◆ WHAT TO DO: Give the total number of lines with the word "this" in them, and no other words.
***** SUPPLIED RECORDS
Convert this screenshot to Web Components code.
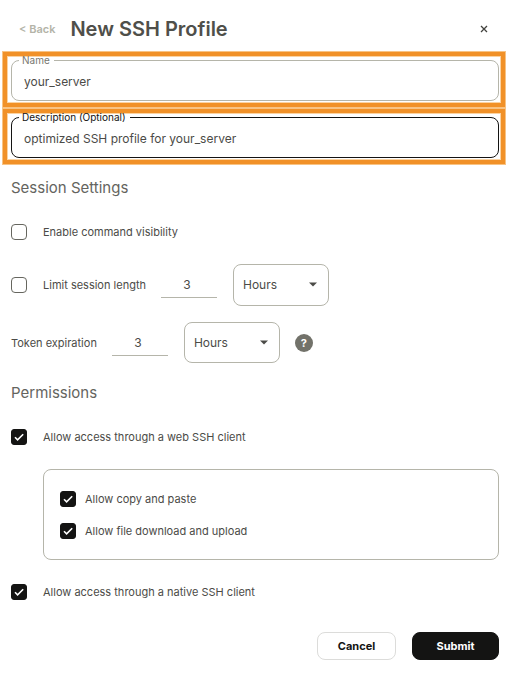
<!DOCTYPE html>
<html lang="en">
<head>
<meta charset="utf-8">
<title>New SSH Profile</title>
<style>
body{margin:0;background:#fff;color:#4b4b47;font-family:Inter,"Liberation Sans",sans-serif;font-size:11px;line-height:16px}
</style>
</head>
<body>
<ssh-profile-form></ssh-profile-form>
<script>
const base = `<style>*{box-sizing:border-box}button,input,select{font:inherit;color:inherit;margin:0}</style>`;
class Base extends HTMLElement {
  connectedCallback() {
    if (this.shadowRoot) return;
    this.attachShadow({ mode: 'open' }).innerHTML = base + this.view();
  }
  attr(name) { return this.getAttribute(name) || ''; }
}

customElements.define('form-header', class extends Base {
  view() { return `<style>
    :host{display:flex;align-items:center;height:51px;padding:6px 15px 0 19px}
    a{color:#b4b4a8;font-weight:600;text-decoration:none;margin-right:15px}
    h1{margin:0;font-size:20px;line-height:28px;font-weight:600;color:#4f4f4a;flex:1}
    button{width:16px;height:16px;padding:4px;border:0;background:none;display:block}
    svg{display:block}
    </style><a href="#">&lt; Back</a><h1><slot></slot></h1>
    <button type="button" aria-label="Close"><svg width="8" height="8" viewBox="0 0 8 8" fill="none" stroke="#42423e" stroke-width="1.3"><path d="M1 1l6 6M7 1L1 7"/></svg></button>`; }
});

customElements.define('highlight-box', class extends Base {
  view() { return `<style>
    :host{display:block;box-sizing:border-box;margin:0 1px 0 2px;border:1px solid #f8c384;padding:5px 6px 6px 8px;
      box-shadow:inset 0 0 0 4px #f19128,inset 0 0 0 5px #fbd3a2}
    </style><slot></slot>`; }
});

customElements.define('text-field', class extends Base {
  view() { return `<style>
    :host{display:block;--line:#b5b5aa;color:#77776f}
    :host([active]){--line:#141413;color:#141413}
    fieldset{margin:0;padding:0 8px;min-width:0;height:44px;border:1px solid var(--line);border-radius:8px}
    legend{padding:0 4px 0 3px;margin-left:-1px;font-size:10px;line-height:6px}
    input{display:block;width:100%;height:36px;padding:0 4px;border:0;outline:0;background:none;font-size:12px;color:#4b4b47}
    </style><fieldset><legend><label for="f">${this.attr('label')}</label></legend>
    <input id="f" type="text" value="${this.attr('value')}"></fieldset>`; }
});

customElements.define('check-option', class extends Base {
  view() { return `<style>
    :host{display:flex;align-items:center;gap:var(--check-gap,16px)}
    input{appearance:none;flex:none;width:16px;height:16px;border:1px solid #66665f;border-radius:4px;background:#fff}
    input:checked{border-color:#141413;background:#141413;border-radius:3px}
    .box{position:relative;display:block;flex:none;width:16px;height:16px}
    .box input{display:block}
    svg{position:absolute;inset:0;display:none;pointer-events:none}
    input:checked + svg{display:block}
    </style><span class="box"><input id="c" type="checkbox" ${this.hasAttribute('checked') ? 'checked' : ''}>
    <svg width="16" height="16" viewBox="0 0 16 16" fill="none" stroke="#fff" stroke-width="1.6"><path d="M4 8.3l2.6 2.6 5.6-5.6"/></svg></span>
    <label for="c"><slot></slot></label>`; }
});

customElements.define('duration-picker', class extends Base {
  view() { return `<style>
    :host{display:flex;align-items:center;gap:16px}
    .n{width:56px;height:26px;padding:0 4px 0 0;border:0;border-bottom:1px solid #b5b5aa;border-radius:0;outline:0;background:none;text-align:center;font-size:12px}
    .s{position:relative}
    select{display:block;appearance:none;width:96px;height:var(--select-height,42px);padding:0 24px 0 9px;border:1px solid #b5b5aa;border-radius:8px;background:#fff;font-size:12px}
    svg{position:absolute;right:12px;top:18px;pointer-events:none}
    </style><input class="n" type="text" inputmode="numeric" value="3" aria-label="${this.attr('label')}">
    <div class="s"><select aria-label="${this.attr('label')} unit"><option>Hours</option><option>Days</option></select>
    <svg width="8" height="5" viewBox="0 0 8 5"><path d="M0 .5h8L4 4.5z" fill="#4b4b47"/></svg></div>`; }
});

customElements.define('help-button', class extends Base {
  view() { return `<style>
    :host{display:block}
    button{display:block;width:18px;height:18px;padding:0;border:0;border-radius:50%;background:#72726a;color:#fff;font-size:11px;line-height:18px;font-weight:700;text-align:center}
    </style><button type="button" aria-label="Help">?</button>`; }
});

customElements.define('action-button', class extends Base {
  view() { return `<style>
    :host{display:block}
    button{display:block;height:28px;min-width:79px;padding:0 19px;border:1px solid #dcdcda;border-radius:8px;background:#fff;color:#141413;font-weight:700;line-height:16px}
    :host([primary]) button{min-width:87px;background:#141413;border-color:#141413;color:#fff}
    </style><button type="button"><slot></slot></button>`; }
});

customElements.define('form-section', class extends Base {
  view() { return `<style>
    :host{display:block;padding:0 8px 0 11px}
    h2{margin:0;font-size:15px;line-height:20px;font-weight:400;color:#64645e}
    </style><h2>${this.attr('heading')}</h2><slot></slot>`; }
});

customElements.define('ssh-profile-form', class extends Base {
  view() { return `<style>
    :host{display:block}
    .session{margin-top:13px}
    .row{display:flex;align-items:center;gap:15px}
    .first{margin-top:26px}
    .limit{margin-top:24px}
    .token{margin-top:16px;--select-height:41px}
    .perms{margin-top:20px}
    .group{--check-gap:9px;display:grid;gap:16px;margin:24px 0 24px 32px;padding:21px 16px 20px;border:1px solid #b5b5aa;border-radius:8px}
    footer{display:flex;justify-content:flex-end;gap:16px;padding:32px 8px 13px 11px}
    </style>
    <form-header>New SSH Profile</form-header>
    <highlight-box><text-field label="Name" value="your_server"></text-field></highlight-box>
    <highlight-box><text-field active label="Description (Optional)" value="optimized SSH profile for your_server"></text-field></highlight-box>
    <form-section class="session" heading="Session Settings">
      <check-option class="first">Enable command visibility</check-option>
      <div class="row limit"><check-option>Limit session length</check-option><duration-picker label="Session length"></duration-picker></div>
      <div class="row token"><span>Token expiration</span><duration-picker label="Token expiration"></duration-picker><help-button></help-button></div>
    </form-section>
    <form-section class="perms" heading="Permissions">
      <check-option class="first" checked>Allow access through a web SSH client</check-option>
      <div class="group"><check-option checked>Allow copy and paste</check-option><check-option checked>Allow file download and upload</check-option></div>
      <check-option checked>Allow access through a native SSH client</check-option>
    </form-section>
    <footer><action-button>Cancel</action-button><action-button primary>Submit</action-button></footer>`; }
});
</script>
</body>
</html>
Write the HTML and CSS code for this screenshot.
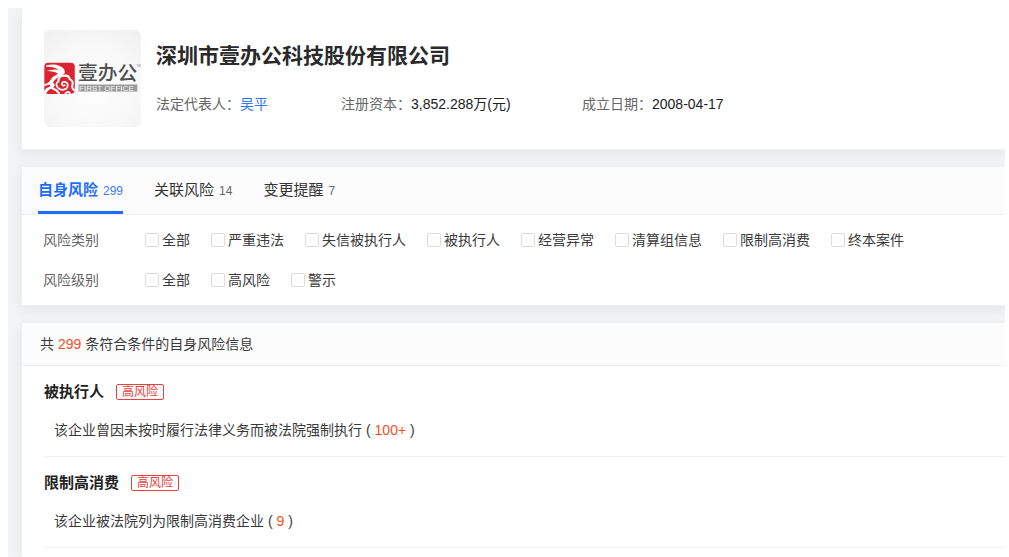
FILE: index.html
```html
<!DOCTYPE html>
<html lang="zh-CN">
<head>
<meta charset="utf-8">
<title>深圳市壹办公科技股份有限公司</title>
<link rel="stylesheet" href="styles.css">
</head>
<body>
<main class="page">
  <section class="card company">
    <svg class="logo" viewBox="0 0 290 290" role="img" aria-label="壹办公">
      <defs>
        <radialGradient id="plate" cx="50%" cy="60%" r="75%">
          <stop offset="0" stop-color="#fefefe"/>
          <stop offset=".6" stop-color="#f8f8f8"/>
          <stop offset="1" stop-color="#f0f0f0"/>
        </radialGradient>
      </defs>
      <rect width="290" height="290" rx="17" fill="url(#plate)"/>
      <rect x="1" y="98" width="91" height="93" rx="12" fill="#dc2430"/>
      <path fill="#fff" d="M6 106Q42 97 60 117Q67 129 54 136Q34 143 27 157Q38 166 25 175Q14 176 8 187L1 190V183Q5 173 17 170Q22 164 13 164L1 168V161Q13 161 18 151Q26 138 42 131Q29 122 5 123Q25 116 44 119Q30 109 6 110Z"/>
      <g fill="none" stroke="#fff" stroke-linecap="round">
        <path d="M43 154Q43 137 58 137Q74 134 77 147Q90 153 84 168Q84 176 90 180" stroke-width="6"/>
        <path d="M43 153Q32 161 41 172Q54 184 67 175Q76 162 66 156Q55 152 53 162Q56 168 62 165" stroke-width="5"/>
        <path d="M26 175Q39 179 45 190M64 190Q72 181 78 190" stroke-width="6"/>
      </g>
      <text class="logo-name" x="102" y="150">壹办公</text>
      <text class="logo-mark" x="276" y="111">TM</text>
      <rect x="103" y="163" width="176" height="21" fill="#999"/>
      <text class="logo-sub" x="105" y="182">FIRST OFFICE</text>
    </svg>
    <div class="company-body">
      <h1 class="company-name">深圳市壹办公科技股份有限公司</h1>
      <dl class="facts">
        <div class="fact"><dt>法定代表人：</dt><dd><a href="#person">吴平</a></dd></div>
        <div class="fact"><dt>注册资本：</dt><dd>3,852.288万(元)</dd></div>
        <div class="fact"><dt>成立日期：</dt><dd>2008-04-17</dd></div>
      </dl>
    </div>
  </section>

  <section class="card">
    <nav class="tabs">
      <a class="tab active" href="#self">自身风险 <span class="count">299</span></a>
      <a class="tab" href="#related">关联风险 <span class="count">14</span></a>
      <a class="tab" href="#changes">变更提醒 <span class="count">7</span></a>
    </nav>
    <form class="filters">
      <div class="filter" role="group" aria-labelledby="kind">
        <span class="filter-name" id="kind">风险类别</span>
        <div class="options">
          <label class="option"><input type="checkbox">全部</label>
          <label class="option"><input type="checkbox">严重违法</label>
          <label class="option"><input type="checkbox">失信被执行人</label>
          <label class="option"><input type="checkbox">被执行人</label>
          <label class="option"><input type="checkbox">经营异常</label>
          <label class="option"><input type="checkbox">清算组信息</label>
          <label class="option"><input type="checkbox">限制高消费</label>
          <label class="option"><input type="checkbox">终本案件</label>
        </div>
      </div>
      <div class="filter" role="group" aria-labelledby="level">
        <span class="filter-name" id="level">风险级别</span>
        <div class="options">
          <label class="option"><input type="checkbox">全部</label>
          <label class="option"><input type="checkbox">高风险</label>
          <label class="option"><input type="checkbox">警示</label>
        </div>
      </div>
    </form>
  </section>

  <section class="card results">
    <p class="summary">共 <span class="number">299</span> 条符合条件的自身风险信息</p>
    <article class="risk">
      <h2 class="risk-title">被执行人 <span class="tag">高风险</span></h2>
      <p class="risk-text">该企业曾因未按时履行法律义务而被法院强制执行<span class="amount">( <span class="number">100+</span> )</span></p>
    </article>
    <article class="risk">
      <h2 class="risk-title">限制高消费 <span class="tag">高风险</span></h2>
      <p class="risk-text">该企业被法院列为限制高消费企业<span class="amount">( <span class="number">9</span> )</span></p>
    </article>
  </section>
</main>
</body>
</html>
```
FILE: styles.css
```css
* {
  box-sizing: border-box;
}

body {
  margin: 0;
  padding: 8px 4px 0 8px;
  background: #fff;
  color: #3a3a3a;
  font: 14px/20px "Liberation Sans", "Noto Sans CJK SC", sans-serif;
}

h1, h2, p, dl, dd {
  margin: 0;
}

a {
  color: #2f73ff;
  text-decoration: none;
}

.page {
  display: flex;
  flex-direction: column;
  gap: 16px;
  padding-left: 13px;
  background: #f3f4f5;
  overflow: hidden;
}

.card {
  border: 1px solid #eeeff0;
  border-right: 0;
  background: #fff;
  box-shadow: 0 4px 12px rgba(30, 35, 60, 0.07);
}

.company {
  display: flex;
  gap: 15px;
  padding: 22px;
  border-top: 0;
}

.logo {
  flex: none;
  width: 97px;
  height: 97px;
}

.logo-name {
  fill: #505050;
  font: 500 59px "Noto Sans CJK SC", sans-serif;
}

.logo-mark {
  fill: #888;
  font: 9px "Liberation Sans", sans-serif;
}

.logo-sub {
  fill: #f5f5f5;
  font: 24px "Liberation Sans", sans-serif;
}

.company-name {
  padding-top: 11px;
  color: #2a2a2a;
  font-size: 21px;
  line-height: 30px;
}

.company-body {
  flex: 1;
}

.facts {
  display: grid;
  grid-template-columns: 185px 241px 1fr;
  margin-top: 23px;
}

.fact {
  display: flex;
}

.fact dt {
  color: #666;
}

.fact dd {
  color: #222;
}

.tabs {
  display: flex;
  gap: 31px;
  padding-left: 16px;
  border-bottom: 1px solid #eeeff0;
  background: #fcfcfc;
}

.tab {
  display: flex;
  align-items: baseline;
  gap: 5px;
  padding: 11px 0 8px;
  border-bottom: 3px solid transparent;
  color: #333;
  font-size: 15px;
  line-height: 23px;
}

.count {
  color: #666;
  font-size: 12px;
}

.tab.active {
  border-color: #1f6bff;
  color: #1f6bff;
  font-weight: bold;
}

.tab.active .count {
  color: #3f7bf5;
  font-weight: normal;
}

.filters {
  display: flex;
  flex-direction: column;
  gap: 20px;
  padding: 15px 21px;
}

.filter {
  display: flex;
}

.filter-name {
  width: 102px;
  color: #666;
}

.options {
  display: flex;
  gap: 21px;
}

.option {
  display: flex;
  align-items: center;
  gap: 3px;
}

.option input {
  appearance: none;
  width: 14px;
  height: 14px;
  margin: 0;
  border: 1px solid #ddd;
  border-radius: 2px;
  background: #fff;
}

.option input:checked {
  background: #1f6bff;
}

.results {
  padding-bottom: 9px;
}

.summary {
  padding: 11px 18px;
  border-bottom: 1px solid #eeeff0;
  background: #fcfcfc;
}

.number {
  color: #f5501e;
}

.risk {
  margin-left: 22px;
  padding: 14px 0 16px;
  border-bottom: 1px solid #f0f0f0;
}

.risk-title {
  display: flex;
  align-items: center;
  gap: 12px;
  color: #222;
  font-size: 15px;
  line-height: 24px;
}

.tag {
  padding: 0 5px;
  border: 1px solid #e8403c;
  border-radius: 2px;
  color: #e8403c;
  font-size: 12px;
  font-weight: normal;
  line-height: 14px;
}

.risk-text {
  margin-top: 16px;
  padding-left: 10px;
}

.amount {
  margin-left: 4px;
}
```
**********
◆ RIGHT ANSWER: 11